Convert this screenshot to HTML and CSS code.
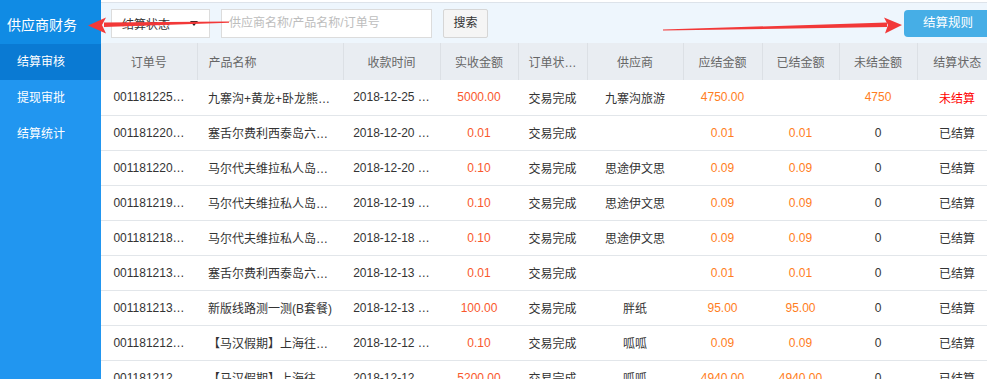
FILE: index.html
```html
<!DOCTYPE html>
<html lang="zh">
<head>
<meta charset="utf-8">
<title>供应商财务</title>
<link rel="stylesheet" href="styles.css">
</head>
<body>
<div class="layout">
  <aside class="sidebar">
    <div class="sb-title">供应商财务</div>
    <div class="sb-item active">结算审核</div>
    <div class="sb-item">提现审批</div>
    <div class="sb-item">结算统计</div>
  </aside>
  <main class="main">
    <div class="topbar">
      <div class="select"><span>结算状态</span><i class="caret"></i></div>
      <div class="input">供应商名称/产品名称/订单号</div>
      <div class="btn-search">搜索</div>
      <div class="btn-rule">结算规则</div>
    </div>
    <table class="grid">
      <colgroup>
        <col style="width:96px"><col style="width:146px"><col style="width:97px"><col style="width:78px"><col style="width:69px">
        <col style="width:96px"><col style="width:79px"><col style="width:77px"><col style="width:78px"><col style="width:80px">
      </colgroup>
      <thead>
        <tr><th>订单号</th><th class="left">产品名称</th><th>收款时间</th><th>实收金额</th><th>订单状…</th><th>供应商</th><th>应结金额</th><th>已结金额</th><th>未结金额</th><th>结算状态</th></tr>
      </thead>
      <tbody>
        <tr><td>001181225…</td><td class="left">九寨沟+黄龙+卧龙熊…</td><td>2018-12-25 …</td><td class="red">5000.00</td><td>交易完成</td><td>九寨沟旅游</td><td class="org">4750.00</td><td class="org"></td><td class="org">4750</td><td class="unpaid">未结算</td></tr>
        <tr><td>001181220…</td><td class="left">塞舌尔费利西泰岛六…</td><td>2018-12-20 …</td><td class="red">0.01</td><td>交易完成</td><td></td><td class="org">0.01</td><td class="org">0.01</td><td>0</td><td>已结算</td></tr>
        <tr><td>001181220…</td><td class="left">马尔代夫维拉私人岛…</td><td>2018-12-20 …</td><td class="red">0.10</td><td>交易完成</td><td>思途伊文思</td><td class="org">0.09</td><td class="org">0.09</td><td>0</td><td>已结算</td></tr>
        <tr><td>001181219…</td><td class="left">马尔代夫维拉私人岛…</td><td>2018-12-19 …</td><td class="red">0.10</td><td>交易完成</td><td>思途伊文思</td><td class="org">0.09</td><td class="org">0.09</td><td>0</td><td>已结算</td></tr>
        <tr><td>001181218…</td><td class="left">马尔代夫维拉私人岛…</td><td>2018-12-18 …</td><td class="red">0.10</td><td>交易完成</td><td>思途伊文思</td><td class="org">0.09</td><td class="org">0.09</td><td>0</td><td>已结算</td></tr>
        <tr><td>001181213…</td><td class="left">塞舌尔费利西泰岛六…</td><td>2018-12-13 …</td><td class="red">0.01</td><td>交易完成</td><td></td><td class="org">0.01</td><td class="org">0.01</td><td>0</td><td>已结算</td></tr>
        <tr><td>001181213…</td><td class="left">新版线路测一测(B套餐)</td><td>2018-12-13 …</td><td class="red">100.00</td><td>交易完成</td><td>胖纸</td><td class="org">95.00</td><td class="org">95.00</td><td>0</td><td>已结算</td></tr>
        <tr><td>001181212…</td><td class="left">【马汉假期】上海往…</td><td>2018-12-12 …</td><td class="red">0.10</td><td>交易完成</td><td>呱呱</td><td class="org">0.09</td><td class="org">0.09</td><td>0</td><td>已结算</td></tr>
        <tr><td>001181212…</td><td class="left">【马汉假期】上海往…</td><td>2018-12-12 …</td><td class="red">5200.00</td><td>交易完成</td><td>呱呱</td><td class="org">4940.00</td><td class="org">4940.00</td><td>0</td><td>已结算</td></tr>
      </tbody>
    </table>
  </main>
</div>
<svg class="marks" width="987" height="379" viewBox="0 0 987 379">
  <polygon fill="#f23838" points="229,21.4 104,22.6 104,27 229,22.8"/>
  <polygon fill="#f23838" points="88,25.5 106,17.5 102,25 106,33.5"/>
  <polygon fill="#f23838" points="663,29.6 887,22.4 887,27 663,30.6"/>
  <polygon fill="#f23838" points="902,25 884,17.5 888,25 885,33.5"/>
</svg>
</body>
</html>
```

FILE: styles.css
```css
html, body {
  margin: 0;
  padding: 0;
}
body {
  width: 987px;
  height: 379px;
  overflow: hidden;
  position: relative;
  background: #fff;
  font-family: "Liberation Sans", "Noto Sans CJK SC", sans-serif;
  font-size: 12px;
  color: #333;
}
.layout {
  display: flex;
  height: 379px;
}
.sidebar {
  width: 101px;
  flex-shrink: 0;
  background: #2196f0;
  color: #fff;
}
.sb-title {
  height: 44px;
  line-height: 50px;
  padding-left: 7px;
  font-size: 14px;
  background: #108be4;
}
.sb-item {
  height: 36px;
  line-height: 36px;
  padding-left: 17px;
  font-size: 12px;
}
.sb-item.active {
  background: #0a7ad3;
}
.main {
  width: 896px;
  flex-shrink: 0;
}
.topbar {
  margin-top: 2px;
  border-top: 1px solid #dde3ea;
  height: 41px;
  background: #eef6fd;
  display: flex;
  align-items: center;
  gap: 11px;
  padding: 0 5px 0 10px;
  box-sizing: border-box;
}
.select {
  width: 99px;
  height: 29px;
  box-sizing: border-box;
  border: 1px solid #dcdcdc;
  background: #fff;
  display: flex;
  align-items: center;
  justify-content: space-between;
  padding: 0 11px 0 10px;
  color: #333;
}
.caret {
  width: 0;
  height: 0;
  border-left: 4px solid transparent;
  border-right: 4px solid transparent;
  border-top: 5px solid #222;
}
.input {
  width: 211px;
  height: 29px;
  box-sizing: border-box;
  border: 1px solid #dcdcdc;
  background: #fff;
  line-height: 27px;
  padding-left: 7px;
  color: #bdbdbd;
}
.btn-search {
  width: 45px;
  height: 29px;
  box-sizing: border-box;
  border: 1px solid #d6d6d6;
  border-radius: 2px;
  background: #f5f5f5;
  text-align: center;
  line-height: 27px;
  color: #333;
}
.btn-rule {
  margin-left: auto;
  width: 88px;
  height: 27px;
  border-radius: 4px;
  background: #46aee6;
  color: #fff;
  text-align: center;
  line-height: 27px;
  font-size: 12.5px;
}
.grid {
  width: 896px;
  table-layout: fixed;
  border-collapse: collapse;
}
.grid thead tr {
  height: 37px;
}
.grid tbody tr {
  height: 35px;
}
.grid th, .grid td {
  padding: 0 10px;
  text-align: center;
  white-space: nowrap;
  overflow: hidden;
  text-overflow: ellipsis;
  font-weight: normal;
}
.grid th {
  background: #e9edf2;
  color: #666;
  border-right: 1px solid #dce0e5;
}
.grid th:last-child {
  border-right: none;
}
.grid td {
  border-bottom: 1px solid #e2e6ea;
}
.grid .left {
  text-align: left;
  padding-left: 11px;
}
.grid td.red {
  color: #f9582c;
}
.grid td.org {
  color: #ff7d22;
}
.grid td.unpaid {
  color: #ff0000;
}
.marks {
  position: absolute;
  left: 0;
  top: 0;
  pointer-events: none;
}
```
--------------------------------------------------
* Task requirements
Write out the whole listing again, exactly, with no pictures.

* Finished answer
Convert this screenshot to HTML and CSS code.
FILE: index.html
```html
<!DOCTYPE html>
<html lang="zh">
<head>
<meta charset="utf-8">
<title>供应商财务</title>
<link rel="stylesheet" href="styles.css">
</head>
<body>
<div class="layout">
  <aside class="sidebar">
    <div class="sb-title">供应商财务</div>
    <div class="sb-item active">结算审核</div>
    <div class="sb-item">提现审批</div>
    <div class="sb-item">结算统计</div>
  </aside>
  <main class="main">
    <div class="topbar">
      <div class="select"><span>结算状态</span><i class="caret"></i></div>
      <div class="input">供应商名称/产品名称/订单号</div>
      <div class="btn-search">搜索</div>
      <div class="btn-rule">结算规则</div>
    </div>
    <table class="grid">
      <colgroup>
        <col style="width:96px"><col style="width:146px"><col style="width:97px"><col style="width:78px"><col style="width:69px">
        <col style="width:96px"><col style="width:79px"><col style="width:77px"><col style="width:78px"><col style="width:80px">
      </colgroup>
      <thead>
        <tr><th>订单号</th><th class="left">产品名称</th><th>收款时间</th><th>实收金额</th><th>订单状…</th><th>供应商</th><th>应结金额</th><th>已结金额</th><th>未结金额</th><th>结算状态</th></tr>
      </thead>
      <tbody>
        <tr><td>001181225…</td><td class="left">九寨沟+黄龙+卧龙熊…</td><td>2018-12-25 …</td><td class="red">5000.00</td><td>交易完成</td><td>九寨沟旅游</td><td class="org">4750.00</td><td class="org"></td><td class="org">4750</td><td class="unpaid">未结算</td></tr>
        <tr><td>001181220…</td><td class="left">塞舌尔费利西泰岛六…</td><td>2018-12-20 …</td><td class="red">0.01</td><td>交易完成</td><td></td><td class="org">0.01</td><td class="org">0.01</td><td>0</td><td>已结算</td></tr>
        <tr><td>001181220…</td><td class="left">马尔代夫维拉私人岛…</td><td>2018-12-20 …</td><td class="red">0.10</td><td>交易完成</td><td>思途伊文思</td><td class="org">0.09</td><td class="org">0.09</td><td>0</td><td>已结算</td></tr>
        <tr><td>001181219…</td><td class="left">马尔代夫维拉私人岛…</td><td>2018-12-19 …</td><td class="red">0.10</td><td>交易完成</td><td>思途伊文思</td><td class="org">0.09</td><td class="org">0.09</td><td>0</td><td>已结算</td></tr>
        <tr><td>001181218…</td><td class="left">马尔代夫维拉私人岛…</td><td>2018-12-18 …</td><td class="red">0.10</td><td>交易完成</td><td>思途伊文思</td><td class="org">0.09</td><td class="org">0.09</td><td>0</td><td>已结算</td></tr>
        <tr><td>001181213…</td><td class="left">塞舌尔费利西泰岛六…</td><td>2018-12-13 …</td><td class="red">0.01</td><td>交易完成</td><td></td><td class="org">0.01</td><td class="org">0.01</td><td>0</td><td>已结算</td></tr>
        <tr><td>001181213…</td><td class="left">新版线路测一测(B套餐)</td><td>2018-12-13 …</td><td class="red">100.00</td><td>交易完成</td><td>胖纸</td><td class="org">95.00</td><td class="org">95.00</td><td>0</td><td>已结算</td></tr>
        <tr><td>001181212…</td><td class="left">【马汉假期】上海往…</td><td>2018-12-12 …</td><td class="red">0.10</td><td>交易完成</td><td>呱呱</td><td class="org">0.09</td><td class="org">0.09</td><td>0</td><td>已结算</td></tr>
        <tr><td>001181212…</td><td class="left">【马汉假期】上海往…</td><td>2018-12-12 …</td><td class="red">5200.00</td><td>交易完成</td><td>呱呱</td><td class="org">4940.00</td><td class="org">4940.00</td><td>0</td><td>已结算</td></tr>
      </tbody>
    </table>
  </main>
</div>
<svg class="marks" width="987" height="379" viewBox="0 0 987 379">
  <polygon fill="#f23838" points="229,21.4 104,22.6 104,27 229,22.8"/>
  <polygon fill="#f23838" points="88,25.5 106,17.5 102,25 106,33.5"/>
  <polygon fill="#f23838" points="663,29.6 887,22.4 887,27 663,30.6"/>
  <polygon fill="#f23838" points="902,25 884,17.5 888,25 885,33.5"/>
</svg>
</body>
</html>
```

FILE: styles.css
```css
html, body {
  margin: 0;
  padding: 0;
}
body {
  width: 987px;
  height: 379px;
  overflow: hidden;
  position: relative;
  background: #fff;
  font-family: "Liberation Sans", "Noto Sans CJK SC", sans-serif;
  font-size: 12px;
  color: #333;
}
.layout {
  display: flex;
  height: 379px;
}
.sidebar {
  width: 101px;
  flex-shrink: 0;
  background: #2196f0;
  color: #fff;
}
.sb-title {
  height: 44px;
  line-height: 50px;
  padding-left: 7px;
  font-size: 14px;
  background: #108be4;
}
.sb-item {
  height: 36px;
  line-height: 36px;
  padding-left: 17px;
  font-size: 12px;
}
.sb-item.active {
  background: #0a7ad3;
}
.main {
  width: 896px;
  flex-shrink: 0;
}
.topbar {
  margin-top: 2px;
  border-top: 1px solid #dde3ea;
  height: 41px;
  background: #eef6fd;
  display: flex;
  align-items: center;
  gap: 11px;
  padding: 0 5px 0 10px;
  box-sizing: border-box;
}
.select {
  width: 99px;
  height: 29px;
  box-sizing: border-box;
  border: 1px solid #dcdcdc;
  background: #fff;
  display: flex;
  align-items: center;
  justify-content: space-between;
  padding: 0 11px 0 10px;
  color: #333;
}
.caret {
  width: 0;
  height: 0;
  border-left: 4px solid transparent;
  border-right: 4px solid transparent;
  border-top: 5px solid #222;
}
.input {
  width: 211px;
  height: 29px;
  box-sizing: border-box;
  border: 1px solid #dcdcdc;
  background: #fff;
  line-height: 27px;
  padding-left: 7px;
  color: #bdbdbd;
}
.btn-search {
  width: 45px;
  height: 29px;
  box-sizing: border-box;
  border: 1px solid #d6d6d6;
  border-radius: 2px;
  background: #f5f5f5;
  text-align: center;
  line-height: 27px;
  color: #333;
}
.btn-rule {
  margin-left: auto;
  width: 88px;
  height: 27px;
  border-radius: 4px;
  background: #46aee6;
  color: #fff;
  text-align: center;
  line-height: 27px;
  font-size: 12.5px;
}
.grid {
  width: 896px;
  table-layout: fixed;
  border-collapse: collapse;
}
.grid thead tr {
  height: 37px;
}
.grid tbody tr {
  height: 35px;
}
.grid th, .grid td {
  padding: 0 10px;
  text-align: center;
  white-space: nowrap;
  overflow: hidden;
  text-overflow: ellipsis;
  font-weight: normal;
}
.grid th {
  background: #e9edf2;
  color: #666;
  border-right: 1px solid #dce0e5;
}
.grid th:last-child {
  border-right: none;
}
.grid td {
  border-bottom: 1px solid #e2e6ea;
}
.grid .left {
  text-align: left;
  padding-left: 11px;
}
.grid td.red {
  color: #f9582c;
}
.grid td.org {
  color: #ff7d22;
}
.grid td.unpaid {
  color: #ff0000;
}
.marks {
  position: absolute;
  left: 0;
  top: 0;
  pointer-events: none;
}
```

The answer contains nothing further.